%%
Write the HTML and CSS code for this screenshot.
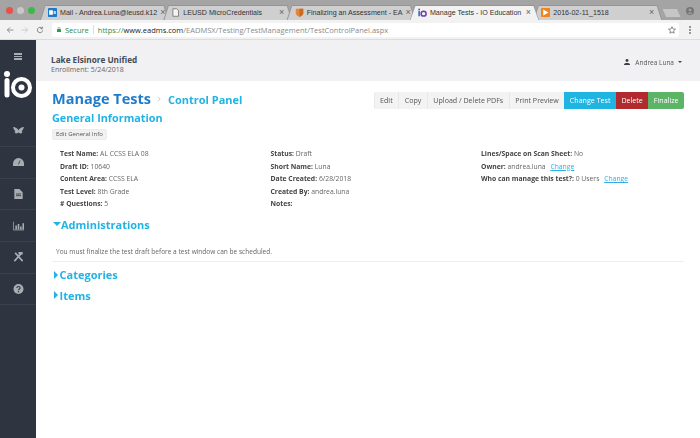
FILE: index.html
```html
<!DOCTYPE html>
<html lang="en">
<head>
<meta charset="utf-8">
<title>Manage Tests - IO Education</title>
<link rel="stylesheet" href="styles.css">
</head>
<body>
<div class="tabstrip">
  <div class="lights"><i class="light red"></i><i class="light grey"></i><i class="light green"></i></div>
  <div class="tabs">
    <div class="tab">
      <svg class="fav" viewBox="0 0 12 12"><rect width="12" height="12" rx="1" fill="#1f78c8"/><rect x="1.500" y="3" width="5" height="6" fill="#fff"/><rect x="7.500" y="4" width="3" height="4" fill="#bcdcf5"/></svg>
      <span class="tab-title">Mail - Andrea.Luna@leusd.k12</span><span class="x">×</span>
    </div>
    <div class="tab">
      <svg class="fav" viewBox="0 0 12 12"><path d="M2.500 1h5l2.500 2.500V11h-7.500z" fill="#f4f4f4" stroke="#666"/></svg>
      <span class="tab-title">LEUSD MicroCredentials</span><span class="x">×</span>
    </div>
    <div class="tab">
      <svg class="fav" viewBox="0 0 12 12"><path d="M1 1h10v6c0 2.500-3 4-5 5-2-1-5-2.500-5-5z" fill="#e4863a"/><path d="M6 1h5v6c0 2.500-3 4-5 5z" fill="#c96a24"/></svg>
      <span class="tab-title">Finalizing an Assessment - EA</span><span class="x">×</span>
    </div>
    <div class="tab active">
      <svg class="fav" viewBox="0 0 12 12"><rect x="0.500" y="4" width="2" height="7" fill="#2f62b5"/><circle cx="1.500" cy="2" r="1.200" fill="#2f62b5"/><circle cx="7.500" cy="7.500" r="3.300" fill="none" stroke="#6a3fb5" stroke-width="2"/></svg>
      <span class="tab-title">Manage Tests - IO Education</span><span class="x">×</span>
    </div>
    <div class="tab">
      <svg class="fav" viewBox="0 0 12 12"><rect width="12" height="12" rx="1" fill="#f0851c"/><path d="M3 2l7 4-7 4z" fill="#fff"/></svg>
      <span class="tab-title">2016-02-11_1518</span><span class="x">×</span>
    </div>
    <div class="newtab"></div>
  </div>
  <svg class="profile" viewBox="0 0 12 12"><circle cx="6" cy="6" r="6" fill="#777"/><circle cx="6" cy="4.500" r="2" fill="#a4a4a4"/><path d="M2.500 10c.5-2.500 6.500-2.500 7 0z" fill="#a4a4a4"/></svg>
</div>
<div class="toolbar">
  <svg class="nav" viewBox="0 0 12 12"><path d="M11 6H2M6 2L2 6l4 4" fill="none" stroke="#777" stroke-width="1.200"/></svg>
  <svg class="nav" viewBox="0 0 12 12"><path d="M1 6h9M6 2l4 4-4 4" fill="none" stroke="#c6c6c6" stroke-width="1.200"/></svg>
  <svg class="nav" viewBox="0 0 12 12"><path d="M10 6.500A4 4 0 1 1 8.700 3M9.500 1v3h-3" fill="none" stroke="#666" stroke-width="1.200"/></svg>
  <div class="omnibox">
    <svg class="lock" viewBox="0 0 8 10"><rect y="4" width="8" height="6" rx="1" fill="#2e9a4e"/><path d="M2 4V2.500a2 2 0 0 1 4 0V4" fill="none" stroke="#2e9a4e"/></svg>
    <span class="secure">Secure</span><span class="sep"></span>
    <span class="url"><span class="https">https://</span><span class="host">www.eadms.com</span>/EADMSX/Testing/TestManagement/TestControlPanel.aspx</span>
    <svg class="star" viewBox="0 0 12 12"><path d="M6 1l1.500 3.400 3.700.4-2.800 2.400.8 3.600L6 9l-3.200 1.800.8-3.600L.8 4.800l3.700-.4z" fill="none" stroke="#555"/></svg>
  </div>
  <div class="dots"><i></i><i></i><i></i></div>
</div>
<div class="app">
  <nav class="sidebar">
    <div class="burger"><i></i><i></i><i></i></div>
    <div class="logo">
      <svg viewBox="0 0 30 30" width="30" height="30"><circle cx="3" cy="3" r="3" fill="#fff"/><rect x="0.500" y="7" width="5" height="19.500" rx="2.500" fill="#fff"/><circle cx="17.500" cy="16.500" r="8.500" fill="none" stroke="#fff" stroke-width="4"/><circle cx="17.500" cy="16.500" r="3" fill="#fff"/></svg>
    </div>
    <div class="nav-item first"><svg viewBox="0 0 14 10"><path d="M0 0c3 0 6 2 7 4 1-2 4-4 7-4-1 2-1 4-3 5l1 2c-2 2-4 1-5 0-1 1-3 2-5 0l1-2C1 4 1 2 0 0z" fill="#a9adb3"/></svg></div>
    <div class="nav-item"><svg viewBox="0 0 14 10"><path d="M0 10V7a7 7 0 0 1 14 0v3z" fill="#a9adb3"/><path d="M7 8L9 3" stroke="#2e3440"/></svg></div>
    <div class="nav-item"><svg viewBox="0 0 10 12"><path d="M0 0h6l4 4v8H0z" fill="#a9adb3"/><path d="M2 6h6M2 8h6" stroke="#2e3440"/></svg></div>
    <div class="nav-item"><svg viewBox="0 0 14 11"><path d="M.5 0v10.500H14" fill="none" stroke="#a9adb3"/><path d="M3 5h2v5H3zM6 3h2v7H6zM9 6h2v4H9zM12 2h2v8h-2z" fill="#a9adb3"/></svg></div>
    <div class="nav-item"><svg viewBox="0 0 12 12"><path d="M2 1l9 10M10 1L1 11" stroke="#a9adb3" stroke-width="2"/><path d="M6 0h5v3H6z" fill="#a9adb3"/></svg></div>
    <div class="nav-item"><svg viewBox="0 0 12 12"><circle cx="6" cy="6" r="6" fill="#a9adb3"/><path d="M4 4.800C4 2.500 8 2.500 8 4.800 8 6 6 6 6 7.500" fill="none" stroke="#2e3440" stroke-width="1.300"/><rect x="5.300" y="8.500" width="1.400" height="1.400" fill="#2e3440"/></svg></div>
  </nav>
  <main class="main">
    <header class="org">
      <div>
        <div class="org-name">Lake Elsinore Unified</div>
        <div class="org-sub">Enrollment: 5/24/2018</div>
      </div>
      <div class="user">
        <svg viewBox="0 0 10 10"><circle cx="5" cy="2.600" r="2.400" fill="#3a3f47"/><path d="M0 10c0-3 2-3.500 5-3.500s5 .5 5 3.500z" fill="#3a3f47"/></svg>
        <span>Andrea Luna</span><i class="caret"></i>
      </div>
    </header>
    <div class="content">
      <div class="titlebar">
        <div class="crumbs">
          <h1>Manage Tests</h1>
          <svg class="chev" viewBox="0 0 6 8"><path d="M1 1l3 3-3 3" fill="none" stroke="#b5b8bd"/></svg>
          <h2>Control Panel</h2>
        </div>
        <div class="btns">
          <span class="btn">Edit</span><span class="btn">Copy</span><span class="btn">Upload / Delete PDFs</span><span class="btn">Print Preview</span><span class="btn blue">Change Test</span><span class="btn red">Delete</span><span class="btn green">Finalize</span>
        </div>
      </div>
      <h3 class="gen">General Information</h3>
      <span class="edit">Edit General Info</span>
      <div class="info">
        <div class="col">
          <p><b>Test Name:</b> AL CCSS ELA 08</p>
          <p><b>Draft ID:</b> 10640</p>
          <p><b>Content Area:</b> CCSS ELA</p>
          <p><b>Test Level:</b> 8th Grade</p>
          <p><b># Questions:</b> 5</p>
        </div>
        <div class="col">
          <p><b>Status:</b> Draft</p>
          <p><b>Short Name:</b> Luna</p>
          <p><b>Date Created:</b> 6/28/2018</p>
          <p><b>Created By:</b> andrea.luna</p>
          <p><b>Notes:</b></p>
        </div>
        <div class="col">
          <p><b>Lines/Space on Scan Sheet:</b> No</p>
          <p><b>Owner:</b> andrea.luna <a>Change</a></p>
          <p><b>Who can manage this test?:</b> 0 Users <a>Change</a></p>
        </div>
      </div>
      <div class="sec open"><i class="tri down"></i><span>Administrations</span></div>
      <p class="note">You must finalize the test draft before a test window can be scheduled.</p>
      <div class="sec cat"><i class="tri"></i><span>Categories</span></div>
      <div class="sec items"><i class="tri"></i><span>Items</span></div>
    </div>
  </main>
</div>
</body>
</html>
```
FILE: styles.css
```css
* { box-sizing: border-box; }
html, body { margin: 0; height: 100%; overflow: hidden; }
body { width: 700px; height: 438px; font-family: "Open Sans", sans-serif; color: #555; background: #fff; display: flex; flex-direction: column; filter: blur(0.35px); }
p, h1, h2, h3 { margin: 0; }

.tabstrip { height: 20px; flex: none; background: #a4a4a4; display: flex; align-items: flex-end; }
.lights { display: flex; gap: 4px; width: 40px; padding: 0 0 6.500px 6px; flex: none; }
.light { width: 7px; height: 7px; border-radius: 50%; }
.red { background: #e9504a; } .grey { background: #c8c8c8; } .green { background: #3fb84a; }
.tabs { display: flex; align-items: flex-end; height: 15px; flex: 1; }
.tab { position: relative; isolation: isolate; width: 129px; height: 15px; margin-right: -5.700px; background: #959595; clip-path: polygon(0 100%, 5px 0, calc(100% - 5px) 0, 100% 100%); display: flex; align-items: center; padding: 0 8px 0 8px; font-family: "Liberation Sans", sans-serif; font-size: 7.100px; color: #333; gap: 3px; flex: none; }
.tab::before { content: ""; position: absolute; inset: 0; z-index: -1; background: #cfcfcf; clip-path: polygon(1px 100%, 5.500px 1px, calc(100% - 5.500px) 1px, calc(100% - 1px) 100%); }
.tab.active { z-index: 1; }
.tab.active::before { background: #f2f2f2; clip-path: polygon(0.500px 100%, 5.500px 1px, calc(100% - 5.500px) 1px, calc(100% - 0.500px) 100%); }
.fav { width: 9px; height: 9px; flex: none; }
.tab-title { flex: 1; white-space: nowrap; }
.x { font-size: 9px; color: #666; line-height: 1; }
.newtab { width: 18px; height: 8px; margin-left: 6px; margin-bottom: 3px; background: #c6c6c6; clip-path: polygon(0 0, 80% 0, 100% 100%, 20% 100%); }
.profile { width: 8px; height: 8px; margin: 0 6px 5.500px auto; flex: none; }

.toolbar { height: 20px; flex: none; background: #f2f2f2; border-bottom: 1px solid #dcdcdc; display: flex; align-items: center; padding: 0 9px 0 6px; gap: 7px; }
.nav { width: 8px; height: 8px; flex: none; }
.omnibox { flex: 1; height: 14px; background: #fff; margin-left: 1px; border-radius: 2px; display: flex; align-items: center; padding: 0 3px 0 5px; font-size: 7.500px; white-space: nowrap; }
.lock { width: 4px; height: 5px; margin-right: 4px; flex: none; }
.secure { color: #2e8b4a; }
.sep { width: 1px; height: 9px; background: #ddd; margin: 0 4px; }
.url { flex: 1; color: #8a8a8a; }
.https { color: #2e8b4a; }
.host { color: #222; }
.star { width: 8px; height: 8px; flex: none; }
.dots { display: flex; flex-direction: column; gap: 1px; width: 2px; margin-left: 3px; }
.dots i { width: 2px; height: 2px; background: #777; border-radius: 50%; }

.app { flex: 1; display: flex; min-height: 0; }
.sidebar { width: 36px; flex: none; background: #2e3440; display: flex; flex-direction: column; align-items: center; padding-top: 13px; }
.burger { display: flex; flex-direction: column; gap: 1px; width: 8px; }
.burger i { height: 1.500px; background: #a9adb3; }
.logo { align-self: flex-start; margin: 11.500px 0 0 4px; height: 30px; }
.nav-item { width: 100%; height: 31.700px; flex: none; display: flex; align-items: center; justify-content: center; border-bottom: 1px solid #3a414d; }
.nav-item.first { margin-top: 14.300px; }
.nav-item svg { width: 11px; height: 10px; }

.main { flex: 1; min-width: 0; display: flex; flex-direction: column; }
.org { height: 41px; flex: none; background: #f1f1f3; display: flex; justify-content: space-between; align-items: center; padding: 6px 18px 0 15px; }
.org-name { font-size: 8.200px; font-weight: 700; color: #444a52; line-height: 11px; }
.org-sub { font-size: 7px; color: #666; line-height: 9px; }
.user { display: flex; align-items: center; font-size: 6.500px; color: #555; margin-bottom: 3px; }
.user svg { width: 6px; height: 6px; margin-right: 5px; }
.caret { width: 0; height: 0; border: 2px solid transparent; border-top-color: #444; border-bottom: 0; margin-left: 4px; }

.content { flex: 1; padding: 8px 16px 0 16px; }
.titlebar { display: flex; justify-content: space-between; align-items: flex-start; height: 19px; }
.crumbs { display: flex; align-items: center; height: 19px; }
h1 { font-size: 14.500px; font-weight: 700; color: #1e7ccb; line-height: 19px; }
.chev { width: 5px; height: 6px; margin: 0 6px 0 6px; }
h2 { font-size: 11px; font-weight: 700; color: #22b3e4; line-height: 19px; margin-top: 1px; }
.btns { display: flex; height: 17px; margin-top: 3px; }
.btn { background: #f3f3f3; border-left: 1px solid #e8e8e8; padding: 0 5.500px; font-size: 7.100px; color: #555; line-height: 17px; white-space: nowrap; }
.btn:first-child { border-radius: 2px 0 0 2px; }
.btn.blue { background: #1fb5e3; color: #fff; border: 0; }
.btn.red { background: #b02a2e; color: #fff; border: 0; }
.btn.green { background: #5cb567; color: #fff; border: 0; border-radius: 0 2px 2px 0; }
.gen { font-size: 10.800px; font-weight: 700; color: #22b3e4; line-height: 14px; margin-top: 3px; }
.edit { display: block; width: fit-content; background: #f1f1f1; border: 1px solid #ececec; border-radius: 2px; font-size: 6px; color: #555; line-height: 9px; padding: 0 3px; margin-top: 4px; }
.info { display: flex; margin: 8px 0 0 8px; font-size: 6.800px; line-height: 12.600px; color: #666; }
.col { width: 210.500px; flex: none; }
.col b { color: #444; font-weight: 700; }
.col a { color: #2bb0e8; text-decoration: underline; margin-left: 3px; }
.sec { display: flex; align-items: center; font-size: 11px; font-weight: 700; color: #22b3e4; line-height: 15px; margin-left: 2px; }
.sec.open { margin-top: 6px; margin-left: 1px; }
.tri { width: 0; height: 0; border-style: solid; border-width: 4px 0 4px 4.500px; border-color: transparent transparent transparent #22b3e4; margin-right: 1.500px; }
.tri.down { border-width: 4.500px 4px 0; border-color: #22b3e4 transparent transparent; margin-right: 0; }
.note { font-size: 6.550px; color: #666; line-height: 10px; margin-top: 15.500px; padding: 0 0 3.500px 4px; border-bottom: 1px solid #eee; }
.sec.cat { margin-top: 5.500px; }
.sec.items { margin-top: 5.500px; }
```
%%
● **STATED EXERCISE**
Using the listing above, pull out all lines that hold the word "this".

● **FULL SOLUTION**
Write the HTML and CSS code for this screenshot.
          <p><b>Who can manage this test?:</b> 0 Users <a>Change</a></p>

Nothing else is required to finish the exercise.